10/9: Striking Out In Predictions, Paternity Tests
Before I even begin, the paternity test reference in today's entry title does NOT involve me (yet... ).
• A few entries ago I made my insta-predictions for this year’s MLB playoffs. Why has Al kkkeiper reprinted his predictions only for the division series match-ups? You’ll see.
NL PLAYOFFS:St. Louis vs. San Diego … I’ll say the Padres will win in four.
Los Angeles vs. New York … Oh what the hell – Dodgers in five.
AL PLAYOFFS:
Oakland vs Minnesota … They (Oakland) never make it out of the first round, so I’ll go with Minnesota in five.
Detroit vs New York … The Tigers are going to be one of those “Boy we’re sure happy to be here” stories, so I’ll say New York sweeps the series.
You know, there’s a certain satisfaction with being so off target that you end up striking nearby spectators instead.
• While listening to RIGHT-WING RADIO today, there was a man-on-the-street type of deal during a top-of-the-hour newscast. A New Yorker was asked what he thought of North Korea’s alleged nuclear weapons test that took place this past weekend. And what was this genius’ comment? “It’s very disturbing. There should be treaties to stop this sort of thing.” AHHHHHHHHHHHHHHHHHHHHHHH. I think what pisses me off the most about idiots like this is that their vote counts just the same as mine. Then again, I'm sure clueless commies think the same about me and my voting power.
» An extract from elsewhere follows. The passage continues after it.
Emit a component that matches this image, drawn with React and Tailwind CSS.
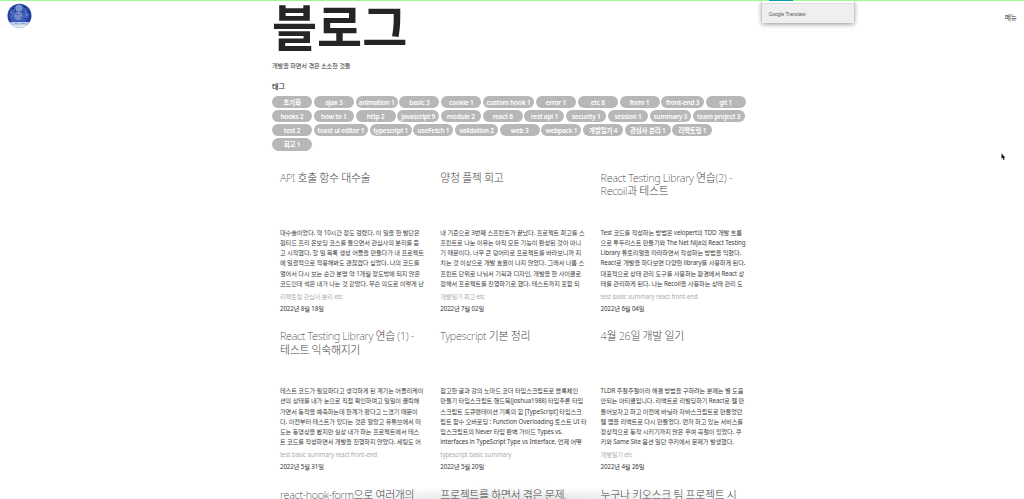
import React from "react";

const TAG_ROWS = [
  [["초기화", "w-10"], ["ajax 3", "w-10"], ["animation 1", "w-[42px]"], ["basic 3", "w-10"], ["cookie 1", "w-10"], ["custom hook 1", "w-[51px]"], ["error 1", "w-10"], ["etc 8", "w-10"], ["form 1", "w-10"], ["front-end 3", "w-[42.5px]"], ["git 1", "w-10"]],
  [["hooks 2", "w-10"], ["how to 1", "w-10"], ["http 2", "w-10"], ["javascript 9", "w-[41.5px]"], ["module 2", "w-10"], ["react 6", "w-10"], ["rest api 1", "w-10"], ["security 1", "w-10"], ["session 1", "w-10"], ["summary 3", "w-[41px]"], ["team project 3", "w-[52px]"]],
  [["test 2", "w-10"], ["toast ui editor 1", "w-[54px]"], ["typescript 1", "w-[42px]"], ["useFetch 1", "w-10"], ["validation 2", "w-[42.5px]"], ["web 3", "w-10"], ["webpack 1", "w-10"], ["개발일기 4", "w-10"], ["관심사 분리 1", "w-[45.5px]"], ["리팩토링 1", "w-10"]],
  [["회고 1", "w-10"]],
];

const POSTS = [
  {
    title: ["API 호출 함수 대수술"],
    body: ["대수술이었다. 약 10시간 정도 걸렸다. 이 일을 한 발단은", "원티드 프리 온보딩 코스를 들으면서 관심사의 분리를 듣", "고 시작했다. 할 일 목록 생성 어플을 만들다가 내 프로젝트", "에 일괄적으로 적용해봐도 괜찮겠다 싶었다. 나의 코드를", "열어서 다시 보는 순간 분명 약 1개월 정도밖에 되지 않은", "코드인데 썩은 내가 나는 것 같았다. 무슨 의도로 이렇게 난"],
    tags: "리팩토링 관심사 분리 etc",
    date: "2022년 8월 18일",
  },
  {
    title: ["양청 플젝 회고"],
    body: ["내 기준으로 3번째 스프린트가 끝났다. 프로젝트 회고를 스", "프린트로 나눈 이유는 아직 모든 기능이 완성된 것이 아니", "기 때문이다. 너무 큰 덩어리로 프로젝트를 바라보니까 지", "치는 것 이상으로 개발 효율이 나지 않았다. 그래서 나름 스", "프린트 단위로 나눠서 기획과 디자인, 개발을 한 사이클로", "정해서 프로젝트를 진행하기로 했다. 테스트까지 포함 되"],
    tags: "개발일기 회고 etc",
    date: "2022년 7월 02일",
  },
  {
    title: ["React Testing Library 연습(2) -", "Recoil과 테스트"],
    body: ["Test 코드를 작성하는 방법은 velopert의 TDD 개발 흐름", "으로 투두리스트 만들기와 The Net Nija의 React Testing", "Library 튜토리얼을 따라하면서 작성하는 방법을 익혔다.", "React로 개발을 하다보면 다양한 library를 사용하게 된다.", "대표적으로 상태 관리 도구를 사용하는 환경에서 React 상", "태를 관리하게 된다. 나는 Recoil을 사용하는 상태 관리 도"],
    tags: "test basic summary react front-end",
    date: "2022년 6월 04일",
  },
  {
    title: ["React Testing Library 연습 (1) -", "테스트 익숙해지기"],
    body: ["테스트 코드가 필요하다고 생각하게 된 계기는 어플리케이", "션의 상태를 내가 눈으로 직접 확인하며고 일일이 클릭해", "가면서 동작을 예측하는데 한계가 왔다고 느꼈기 때문이", "다. 이전부터 테스트가 있다는 것은 알았고 유튜브에서 떠", "도는 동영상을 봤지만 실상 내가 하는 프로젝트에서 테스", "트 코드를 작성하면서 개발을 진행하지 않았다. 세팅도 어"],
    tags: "test basic summary react front-end",
    date: "2022년 5월 31일",
  },
  {
    title: ["Typescript 기본 정리"],
    body: ["참고한 글과 강의 노마드 코더 타입스크립트로 블록체인", "만들기 타입스크립트 핸드북(joshua1988) 타입추론 타입", "스크립트 도큐멘테이션 기록의 힘 [TypeScript] 타입스크", "립트 함수 오버로딩 : Function Overloading 토스트 UI 타", "입스크립트의 Never 타입 완벽 가이드 Types vs.", "interfaces in TypeScript Type vs Interface, 언제 어떻"],
    tags: "typescript basic summary",
    date: "2022년 5월 20일",
  },
  {
    title: ["4월 26일 개발 일기"],
    body: ["TLDR 주절주절이라 해결 방법을 구하려는 분께는 별 도움", "안되는 아티클입니다. 리액트로 리빌딩하기 React로 웹 만", "들어보자고 하고 이전에 바닐라 자바스크립트로 만들었던", "웹 앱을 리액트로 다시 만들었다. 먼저 하고 있는 서비스를", "정상적으로 동작 시키기까지 많은 우여 곡절이 있었다. 쿠", "키와 Same Site 옵션 일단 쿠키에서 문제가 발생했다."],
    tags: "개발일기 etc",
    date: "2022년 4월 26일",
  },
  { title: ["react-hook-form으로 여러개의"] },
  { title: ["프로젝트를 하면서 겪은 문제,"] },
  { title: ["누구나 키오스크 팀 프로젝트 시"] },
];

function Post({ post }) {
  return (
    <article className="h-[158.3px] whitespace-nowrap">
      <h2 className="h-[56.5px] text-[10.9px] font-extralight leading-[13.3px] tracking-[-0.33px] text-[#444]">
        {post.title.map((line) => (
          <div key={line}>{line}</div>
        ))}
      </h2>
      {post.body && (
        <>
          <div className="text-[6.2px] leading-[10.27px] tracking-[-0.1px] text-[#3c3c3c]">
            {post.body.map((line) => (
              <p key={line}>{line}</p>
            ))}
          </div>
          <p className="mt-[1.5px] text-[6.2px] leading-3 tracking-[-0.14px] text-[#adadad]">{post.tags}</p>
          <p className="text-[6.2px] leading-3 tracking-[-0.11px] text-[#333]">{post.date}</p>
        </>
      )}
    </article>
  );
}

export default function App() {
  return (
    <div className="relative h-[499px] w-full overflow-hidden bg-white font-['Noto_Sans','Noto_Sans_CJK_KR',sans-serif] text-[#222]">
      <header className="flex h-0 justify-between">
        <svg className="ml-[7px] mt-[3px] h-[26px] w-[26px] shrink-0" viewBox="0 0 26 26">
          <defs>
            <clipPath id="logo">
              <circle cx="12.5" cy="12.7" r="12" />
            </clipPath>
          </defs>
          <g clipPath="url(#logo)">
            <rect width="26" height="26" fill="#2040a0" />
            <circle cx="12" cy="12" r="9.5" fill="#3a5ab6" />
            <circle cx="12" cy="5" r="3.5" fill="#7890d2" />
            <circle cx="11.5" cy="13" r="4.3" fill="#7088ca" />
            <path d="M3 8l4 2-2 5zM18 7l4 5-4 3z" fill="#5871bf" />
            <path d="M5 5h2v1H5zM17 4h1v1h-1zM20 9h1v1h-1zM4 11h1v1H4zM18 15h1v1h-1zM10 11h1v1h-1zM15 8h1v1h-1zM8 8h1v1H8zM14 14h1v1h-1z" fill="#14295e" />
            <path d="M0 19h26v7H0z" fill="#b9c9ec" />
            <path d="M5 22h15v4H5z" fill="#dceaf4" />
            <path d="M8 20h3v1H8zM14 20h4v1h-4z" fill="#91a8db" />
            <path d="M9 22h2v1H9zM14 21h2v1h-2z" fill="#e1e0bf" />
          </g>
        </svg>
        <span className="mr-[7px] mt-3 text-[6.7px] leading-[11px] text-[#333]">메뉴</span>
      </header>

      <main className="ml-[272px] w-[484px]">
        <h1 className="-mt-[9px] h-[69px] whitespace-nowrap font-['Noto_Sans_CJK_KR',sans-serif] text-[49px] font-bold leading-[68px] text-[#252525]">블로그</h1>
        <p className="h-[21px] text-[6.2px] leading-3 tracking-[-0.12px] text-[#333]">개발을 하면서 겪은 소소한 것들</p>
        <h3 className="h-[14.6px] text-[7px] font-medium leading-[11px]">태그</h3>
        <div className="flex h-[75.6px] flex-col gap-[1.8px]">
          {TAG_ROWS.map((row) => (
            <div key={row[0][0]} className="flex gap-[1.82px]">
              {row.map(([label, width]) => (
                <span key={label} className={`${width} h-[12.4px] shrink-0 whitespace-nowrap rounded-full bg-[#b7b7b7] text-center text-[6.5px] font-semibold leading-[13.2px] tracking-[-0.2px] text-white`}>
                  {label}
                </span>
              ))}
            </div>
          ))}
        </div>
        <div className="grid grid-cols-[repeat(3,160.3px)] pl-2">
          {POSTS.map((post) => (
            <Post key={post.title[0]} post={post} />
          ))}
        </div>
      </main>

      <div className="absolute left-[762px] top-0 h-[23px] w-[92px] bg-[#efefef] shadow-[0_1px_5px_rgba(0,0,0,0.45)]">
        <div className="h-[4px] border-b border-[#ddd] bg-white" />
        <p className="pl-[6.5px] pt-[5px] font-['Liberation_Sans',sans-serif] text-[5px] leading-[11px] tracking-[-0.06px] text-[#555]">Google Translate</p>
      </div>
      <div className="absolute inset-x-0 top-0 h-px bg-[#98fb98]" />
      <div className="absolute left-[769px] top-0 h-px w-6 bg-[#0c9bb2]" />
      <div className="absolute bottom-0 left-[270px] h-3 w-[485px] bg-[radial-gradient(ellipse_at_bottom,rgba(0,0,0,0.11),transparent_70%)]" />
      <svg className="absolute left-[1001px] top-[153px] h-[8px] w-[5px]" viewBox="0 0 5 8">
        <path d="M.5.5v5.3l1.2-1 .9 2.1 1-.4-.8-2h1.6z" fill="#111" />
      </svg>
    </div>
  );
}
• I have no idea who this chick is, but I like her. Apparently she achieved fame because she's hot and her boyfriend/husband (or whatever the hell he was) Jude Law was banging their ugly nanny or something. Nevertheless, I’m now her newest fan.
So, Sienna Miller doesn't like it here in Pittsburgh?
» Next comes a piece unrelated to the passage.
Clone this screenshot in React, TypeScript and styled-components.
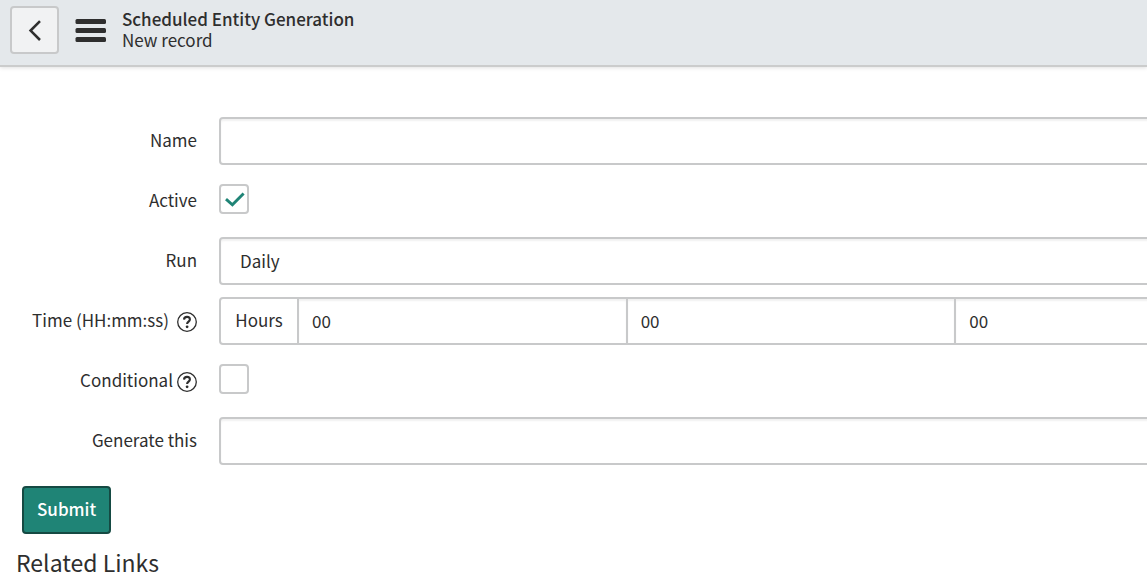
import React from "react";
import styled, { createGlobalStyle } from "styled-components";

const GlobalStyle = createGlobalStyle`
  *, *::before, *::after { box-sizing: border-box; }
  body {
    margin: 0;
    background: #fff;
    color: #2e2e2e;
    font-family: "Noto Sans CJK SC", "Noto Sans", sans-serif;
    font-size: 17px;
    line-height: 24px;
  }
  button, input, select { font: inherit; color: inherit; }
`;

const Page = styled.div`
  overflow: hidden;
`;

const Header = styled.header`
  display: flex;
  align-items: flex-start;
  height: 67px;
  padding: 6px 10px;
  background: #e4e8eb;
  border-bottom: 2px solid #cbcccc;
  box-shadow: 0 1px 4px rgba(0, 0, 0, 0.12);
`;

const BackButton = styled.button`
  display: grid;
  place-items: center;
  width: 49px;
  height: 48px;
  padding: 0;
  background: #f1f2f3;
  border: 2px solid #c8c9ca;
  border-radius: 4px;
`;

const MenuButton = styled.button`
  display: block;
  height: 48px;
  margin: 0 16px;
  padding: 0;
  background: none;
  border: 0;

  svg { display: block; }
`;

const Heading = styled.div`
  padding-top: 2px;
`;

const Title = styled.h1`
  margin: 0;
  font-size: 17px;
  font-weight: 500;
  line-height: 21px;
`;

const Subtitle = styled.div`
  line-height: 21px;
`;

/* The form is wider than the window, so its fields run past the right edge. */
const Form = styled.form`
  width: calc(100% + 138px);
  padding-top: 44px;
`;

const Row = styled.div`
  display: grid;
  grid-template-columns: 197px 1fr;
  column-gap: 22px;
  align-items: center;
  height: 60px;
`;

const LabelCell = styled.div<{ $gap?: number }>`
  display: flex;
  align-items: center;
  justify-content: flex-end;
  gap: ${({ $gap }) => $gap ?? 0}px;
  padding-bottom: 2px;
  white-space: nowrap;
`;

const HelpButton = styled.button`
  width: 20px;
  height: 20px;
  margin-top: 4px;
  padding: 0;
  background: none;
  border: 0;

  svg { display: block; }
`;

const fieldHeight = 48;

const TextInput = styled.input`
  width: 100%;
  height: ${fieldHeight}px;
  padding: 0 19px;
  background: #fff;
  border: 2px solid #c8c9ca;
  border-radius: 4px;
  box-shadow: inset 0 2px 2px rgba(0, 0, 0, 0.06);
`;

const Select = styled.select`
  width: 100%;
  height: ${fieldHeight}px;
  padding: 0 19px;
  appearance: none;
  background: #fff;
  border: 2px solid #c8c9ca;
  border-radius: 4px;
  box-shadow: inset 0 2px 2px rgba(0, 0, 0, 0.06);
`;

const CheckWrap = styled.span`
  display: grid;
  width: 30px;
  height: 30px;
  margin-bottom: 4px;

  > * { grid-area: 1 / 1; }
  svg { pointer-events: none; visibility: hidden; }
  input:checked + svg { visibility: visible; }
`;

const CheckInput = styled.input`
  width: 30px;
  height: 30px;
  margin: 0;
  appearance: none;
  background: #fff;
  border: 2px solid #c8c9ca;
  border-radius: 4px;
`;

const TimeGroup = styled.div`
  display: flex;
  height: ${fieldHeight}px;
  border: 2px solid #c8c9ca;
  border-radius: 4px;
`;

const TimeUnit = styled.span`
  display: flex;
  align-items: center;
  justify-content: center;
  width: 76px;
  padding-bottom: 2px;
`;

const TimeInput = styled.input`
  flex: 1;
  min-width: 0;
  padding: 0 13px;
  background: #fff;
  border: 0;
  border-left: 2px solid #c8c9ca;
  box-shadow: inset 0 2px 2px rgba(0, 0, 0, 0.06);
`;

const SubmitButton = styled.button`
  display: block;
  height: ${fieldHeight}px;
  margin: 15px 22px 0;
  padding: 0 13px 2px;
  background: #1f8476;
  border: 2px solid #154a43;
  border-radius: 4px;
  color: #fff;
  font-weight: 500;
`;

const RelatedLinks = styled.h2`
  margin: 12px 16px 0;
  font-size: 23px;
  font-weight: 400;
  line-height: 32px;
`;

const Help = ({ label }: { label: string }) => (
  <HelpButton type="button" aria-label={label}>
    <svg width="20" height="20" viewBox="0 0 20 20" fill="none" stroke="#2e2e2e">
      <circle cx="10" cy="10" r="9.3" strokeWidth="1.3" />
      <path d="M7 7.6C7.1 5.8 8.3 4.9 10 4.9C11.8 4.9 12.9 5.9 12.9 7.4C12.9 9.5 10.1 9.7 10.1 12" strokeWidth="2.1" />
      <circle cx="10.1" cy="14.8" r="1.4" fill="#2e2e2e" stroke="none" />
    </svg>
  </HelpButton>
);

const CheckBox = ({ id, checked }: { id: string; checked?: boolean }) => (
  <CheckWrap>
    <CheckInput id={id} type="checkbox" defaultChecked={checked} />
    <svg width="30" height="30" viewBox="0 0 30 30" fill="none">
      <path d="M7 15.2L13.4 20.8L24.6 9.4" stroke="#1f8476" strokeWidth="2.9" />
    </svg>
  </CheckWrap>
);

export default function App() {
  return (
    <Page>
      <GlobalStyle />
      <Header>
        <BackButton type="button" aria-label="Back">
          <svg width="20" height="24" viewBox="0 0 20 24" fill="none">
            <path d="M15 3.2L5.6 12.6L15 22" stroke="#2e2e2e" strokeWidth="2.6" />
          </svg>
        </BackButton>
        <MenuButton type="button" aria-label="Menu">
          <svg width="31" height="48" viewBox="0 0 31 48" fill="#2e2e2e">
            <rect x="0.5" y="13" width="30.5" height="5" rx="1.5" />
            <rect x="0.5" y="22" width="30.5" height="5" rx="1.5" />
            <rect x="0.5" y="31" width="30.5" height="5" rx="1.5" />
          </svg>
        </MenuButton>
        <Heading>
          <Title>Scheduled Entity Generation</Title>
          <Subtitle>New record</Subtitle>
        </Heading>
      </Header>
      <Form onSubmit={(e) => e.preventDefault()}>
        <Row>
          <LabelCell><label htmlFor="name">Name</label></LabelCell>
          <TextInput id="name" type="text" />
        </Row>
        <Row>
          <LabelCell><label htmlFor="active">Active</label></LabelCell>
          <CheckBox id="active" checked />
        </Row>
        <Row>
          <LabelCell><label htmlFor="run">Run</label></LabelCell>
          <Select id="run" defaultValue="Daily">
            <option>Daily</option>
          </Select>
        </Row>
        <Row>
          <LabelCell $gap={8}>
            <label htmlFor="hours">Time (HH:mm:ss)</label>
            <Help label="Help for time" />
          </LabelCell>
          <TimeGroup>
            <TimeUnit>Hours</TimeUnit>
            <TimeInput id="hours" type="text" defaultValue="00" />
            <TimeInput aria-label="Minutes" type="text" defaultValue="00" />
            <TimeInput aria-label="Seconds" type="text" defaultValue="00" />
          </TimeGroup>
        </Row>
        <Row>
          <LabelCell $gap={4}>
            <label htmlFor="conditional">Conditional</label>
            <Help label="Help for conditional" />
          </LabelCell>
          <CheckBox id="conditional" />
        </Row>
        <Row>
          <LabelCell><label htmlFor="generate">Generate this</label></LabelCell>
          <TextInput id="generate" type="text" />
        </Row>
        <SubmitButton type="submit">Submit</SubmitButton>
      </Form>
      <RelatedLinks>Related Links</RelatedLinks>
    </Page>
  );
}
In town for the filming of "The Mysteries of Pittsburgh," the actress -- who claims she has led a relatively sheltered life (aside from dating Jude Law) -- tells Rolling Stone magazine in an article that will hit newsstands today that she's stuck not in "Blitzburgh," but rather in some place that sounds an awful lot like that, starting with an "S…”
• While looking for the above article, I stumbled across this one that fired me up. Sure the kid’s not yours, but you still gotta pay. And who says that red diaper doper baby judges don’t have too much power?
Dr. Mark Hudson always wondered why his son didn't look like him.
"My wife and I were both in (medical) residency at the time, and we used birth control religiously," said Hudson, 44, now divorced and remarried. "I actually asked her, at the time, if this was my child. She said, 'Of course.' Most people trust their spouse."
A genetic test last year confirmed his doubts.
Hudson, an anesthesiologist from Finleyville, Washington County, said a DNA test he commissioned showed another man had fathered the 12-year-old boy. Hudson was miffed when a judge recently ordered him to continue paying $2,800 a month in child support for two children, even though he fathered just one of them.
• You know it’s Monopoly time at McDonalds. How? Because rednecks from nearby counties and their out-of-state friends are thinking up ways to win the grand prize without having to gain 100 lbs from eating all those greasy burgers and sugar-laden soft drinks.
Two prize hungry suspects are accused of burglary, after McDonald's' workers busted them before they could run.
Indiana Borough, Indiana County police busted 2 men they say tried to steal a number of plastic cups from the Wayne Avenue McDonald's. Apparently the men were not thirsty, rather interested in the "Monopoly Game" pieces attached to the cups.
According to investigators, while one acted as a look out, the other hopped the counter to snag what they hoped to be plastic gold. The plan worked once early Sunday morning, but they went to the well one too many times.
Store employees caught them in the act, put down their brown food trays and then pinned one suspect to the ground until police arrived.
Robert George Kern, III of Long Green, Maryland faces theft, underage drinking and other charges. The suspected lookout, David C. Bivens of Indiana, Pennsylvania faces a criminal conspiracy count and much more.
• And now it’s time for the Dr. Laura call of the day (or whenever I feel like doing this). This lady has a sister who wants the two of them to go into business together. The caller's sister wants to start up an ice cream parlor business, but the caller has some reservations about doing so. Why? Because the sister has been caught in the past stealing from a church she used to work at. How much money did she swipe? $116,000 during a two-year period. What did the sister use the money for? Gambling.